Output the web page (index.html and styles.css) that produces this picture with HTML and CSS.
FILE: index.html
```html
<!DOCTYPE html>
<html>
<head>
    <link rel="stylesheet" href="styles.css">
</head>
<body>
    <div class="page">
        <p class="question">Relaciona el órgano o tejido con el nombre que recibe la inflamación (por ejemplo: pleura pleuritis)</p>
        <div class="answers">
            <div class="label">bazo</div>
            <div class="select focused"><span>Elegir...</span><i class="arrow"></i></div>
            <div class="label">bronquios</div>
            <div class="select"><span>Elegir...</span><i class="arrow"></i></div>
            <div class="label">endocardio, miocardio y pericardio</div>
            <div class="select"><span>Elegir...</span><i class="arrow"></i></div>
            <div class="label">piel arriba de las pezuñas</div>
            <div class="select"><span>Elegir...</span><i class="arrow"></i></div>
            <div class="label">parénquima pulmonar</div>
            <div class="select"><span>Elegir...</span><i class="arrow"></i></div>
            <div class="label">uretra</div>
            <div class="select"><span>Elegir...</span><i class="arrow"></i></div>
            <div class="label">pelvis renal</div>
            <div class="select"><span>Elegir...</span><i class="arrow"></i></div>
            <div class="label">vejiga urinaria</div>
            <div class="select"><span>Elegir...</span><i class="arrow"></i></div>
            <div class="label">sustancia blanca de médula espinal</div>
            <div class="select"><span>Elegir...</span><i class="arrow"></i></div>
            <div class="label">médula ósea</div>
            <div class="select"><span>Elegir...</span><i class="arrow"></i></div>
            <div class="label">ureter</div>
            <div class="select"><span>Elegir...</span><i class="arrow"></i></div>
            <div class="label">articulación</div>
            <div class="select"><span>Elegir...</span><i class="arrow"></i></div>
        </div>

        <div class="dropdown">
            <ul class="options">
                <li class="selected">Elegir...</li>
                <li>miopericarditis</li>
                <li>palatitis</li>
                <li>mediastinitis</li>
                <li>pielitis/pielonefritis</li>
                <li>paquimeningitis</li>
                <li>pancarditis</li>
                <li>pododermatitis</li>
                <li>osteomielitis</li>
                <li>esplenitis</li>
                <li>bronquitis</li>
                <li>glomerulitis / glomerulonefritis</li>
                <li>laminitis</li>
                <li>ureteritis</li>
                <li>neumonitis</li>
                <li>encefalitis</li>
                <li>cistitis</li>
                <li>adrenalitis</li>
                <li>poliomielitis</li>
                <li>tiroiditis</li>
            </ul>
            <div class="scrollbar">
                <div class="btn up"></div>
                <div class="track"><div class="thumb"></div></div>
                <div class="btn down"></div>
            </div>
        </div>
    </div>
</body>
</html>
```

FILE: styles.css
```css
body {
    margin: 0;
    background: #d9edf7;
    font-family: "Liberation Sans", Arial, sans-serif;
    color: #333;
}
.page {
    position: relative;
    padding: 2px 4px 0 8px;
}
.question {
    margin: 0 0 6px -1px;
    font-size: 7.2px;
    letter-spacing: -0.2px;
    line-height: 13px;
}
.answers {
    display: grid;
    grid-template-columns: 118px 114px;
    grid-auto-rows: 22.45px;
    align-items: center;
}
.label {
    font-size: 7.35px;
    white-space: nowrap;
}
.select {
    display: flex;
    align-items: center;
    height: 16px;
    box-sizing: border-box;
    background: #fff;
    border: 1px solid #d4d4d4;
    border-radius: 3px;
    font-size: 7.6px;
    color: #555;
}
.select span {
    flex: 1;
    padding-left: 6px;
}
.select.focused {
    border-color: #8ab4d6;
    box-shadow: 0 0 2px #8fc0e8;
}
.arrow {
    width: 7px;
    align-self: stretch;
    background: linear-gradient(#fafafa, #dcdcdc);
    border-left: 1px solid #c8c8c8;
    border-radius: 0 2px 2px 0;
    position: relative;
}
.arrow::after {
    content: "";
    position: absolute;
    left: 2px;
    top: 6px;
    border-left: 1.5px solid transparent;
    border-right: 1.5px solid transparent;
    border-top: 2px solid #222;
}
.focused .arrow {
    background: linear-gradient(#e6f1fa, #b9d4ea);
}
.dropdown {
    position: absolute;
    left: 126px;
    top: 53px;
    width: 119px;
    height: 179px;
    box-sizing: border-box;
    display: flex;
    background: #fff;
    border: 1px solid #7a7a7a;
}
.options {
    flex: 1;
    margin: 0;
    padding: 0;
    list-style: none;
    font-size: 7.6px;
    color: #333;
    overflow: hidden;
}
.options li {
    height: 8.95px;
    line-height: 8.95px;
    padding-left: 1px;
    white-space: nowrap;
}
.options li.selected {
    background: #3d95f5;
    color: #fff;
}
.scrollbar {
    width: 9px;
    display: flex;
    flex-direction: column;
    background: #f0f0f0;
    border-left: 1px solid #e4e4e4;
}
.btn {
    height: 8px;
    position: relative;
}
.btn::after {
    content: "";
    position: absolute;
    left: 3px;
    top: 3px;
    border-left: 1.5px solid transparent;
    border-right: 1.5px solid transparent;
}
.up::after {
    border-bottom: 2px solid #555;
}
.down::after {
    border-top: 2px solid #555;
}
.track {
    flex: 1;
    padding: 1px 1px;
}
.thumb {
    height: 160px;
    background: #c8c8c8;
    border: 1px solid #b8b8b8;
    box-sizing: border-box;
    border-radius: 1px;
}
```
--------------------
Written request ::
Quote the data in full, keeping each word unchanged.

Correct output ::
Output the web page (index.html and styles.css) that produces this picture with HTML and CSS.
FILE: index.html
```html
<!DOCTYPE html>
<html>
<head>
    <link rel="stylesheet" href="styles.css">
</head>
<body>
    <div class="page">
        <p class="question">Relaciona el órgano o tejido con el nombre que recibe la inflamación (por ejemplo: pleura pleuritis)</p>
        <div class="answers">
            <div class="label">bazo</div>
            <div class="select focused"><span>Elegir...</span><i class="arrow"></i></div>
            <div class="label">bronquios</div>
            <div class="select"><span>Elegir...</span><i class="arrow"></i></div>
            <div class="label">endocardio, miocardio y pericardio</div>
            <div class="select"><span>Elegir...</span><i class="arrow"></i></div>
            <div class="label">piel arriba de las pezuñas</div>
            <div class="select"><span>Elegir...</span><i class="arrow"></i></div>
            <div class="label">parénquima pulmonar</div>
            <div class="select"><span>Elegir...</span><i class="arrow"></i></div>
            <div class="label">uretra</div>
            <div class="select"><span>Elegir...</span><i class="arrow"></i></div>
            <div class="label">pelvis renal</div>
            <div class="select"><span>Elegir...</span><i class="arrow"></i></div>
            <div class="label">vejiga urinaria</div>
            <div class="select"><span>Elegir...</span><i class="arrow"></i></div>
            <div class="label">sustancia blanca de médula espinal</div>
            <div class="select"><span>Elegir...</span><i class="arrow"></i></div>
            <div class="label">médula ósea</div>
            <div class="select"><span>Elegir...</span><i class="arrow"></i></div>
            <div class="label">ureter</div>
            <div class="select"><span>Elegir...</span><i class="arrow"></i></div>
            <div class="label">articulación</div>
            <div class="select"><span>Elegir...</span><i class="arrow"></i></div>
        </div>

        <div class="dropdown">
            <ul class="options">
                <li class="selected">Elegir...</li>
                <li>miopericarditis</li>
                <li>palatitis</li>
                <li>mediastinitis</li>
                <li>pielitis/pielonefritis</li>
                <li>paquimeningitis</li>
                <li>pancarditis</li>
                <li>pododermatitis</li>
                <li>osteomielitis</li>
                <li>esplenitis</li>
                <li>bronquitis</li>
                <li>glomerulitis / glomerulonefritis</li>
                <li>laminitis</li>
                <li>ureteritis</li>
                <li>neumonitis</li>
                <li>encefalitis</li>
                <li>cistitis</li>
                <li>adrenalitis</li>
                <li>poliomielitis</li>
                <li>tiroiditis</li>
            </ul>
            <div class="scrollbar">
                <div class="btn up"></div>
                <div class="track"><div class="thumb"></div></div>
                <div class="btn down"></div>
            </div>
        </div>
    </div>
</body>
</html>
```

FILE: styles.css
```css
body {
    margin: 0;
    background: #d9edf7;
    font-family: "Liberation Sans", Arial, sans-serif;
    color: #333;
}
.page {
    position: relative;
    padding: 2px 4px 0 8px;
}
.question {
    margin: 0 0 6px -1px;
    font-size: 7.2px;
    letter-spacing: -0.2px;
    line-height: 13px;
}
.answers {
    display: grid;
    grid-template-columns: 118px 114px;
    grid-auto-rows: 22.45px;
    align-items: center;
}
.label {
    font-size: 7.35px;
    white-space: nowrap;
}
.select {
    display: flex;
    align-items: center;
    height: 16px;
    box-sizing: border-box;
    background: #fff;
    border: 1px solid #d4d4d4;
    border-radius: 3px;
    font-size: 7.6px;
    color: #555;
}
.select span {
    flex: 1;
    padding-left: 6px;
}
.select.focused {
    border-color: #8ab4d6;
    box-shadow: 0 0 2px #8fc0e8;
}
.arrow {
    width: 7px;
    align-self: stretch;
    background: linear-gradient(#fafafa, #dcdcdc);
    border-left: 1px solid #c8c8c8;
    border-radius: 0 2px 2px 0;
    position: relative;
}
.arrow::after {
    content: "";
    position: absolute;
    left: 2px;
    top: 6px;
    border-left: 1.5px solid transparent;
    border-right: 1.5px solid transparent;
    border-top: 2px solid #222;
}
.focused .arrow {
    background: linear-gradient(#e6f1fa, #b9d4ea);
}
.dropdown {
    position: absolute;
    left: 126px;
    top: 53px;
    width: 119px;
    height: 179px;
    box-sizing: border-box;
    display: flex;
    background: #fff;
    border: 1px solid #7a7a7a;
}
.options {
    flex: 1;
    margin: 0;
    padding: 0;
    list-style: none;
    font-size: 7.6px;
    color: #333;
    overflow: hidden;
}
.options li {
    height: 8.95px;
    line-height: 8.95px;
    padding-left: 1px;
    white-space: nowrap;
}
.options li.selected {
    background: #3d95f5;
    color: #fff;
}
.scrollbar {
    width: 9px;
    display: flex;
    flex-direction: column;
    background: #f0f0f0;
    border-left: 1px solid #e4e4e4;
}
.btn {
    height: 8px;
    position: relative;
}
.btn::after {
    content: "";
    position: absolute;
    left: 3px;
    top: 3px;
    border-left: 1.5px solid transparent;
    border-right: 1.5px solid transparent;
}
.up::after {
    border-bottom: 2px solid #555;
}
.down::after {
    border-top: 2px solid #555;
}
.track {
    flex: 1;
    padding: 1px 1px;
}
.thumb {
    height: 160px;
    background: #c8c8c8;
    border: 1px solid #b8b8b8;
    box-sizing: border-box;
    border-radius: 1px;
}
```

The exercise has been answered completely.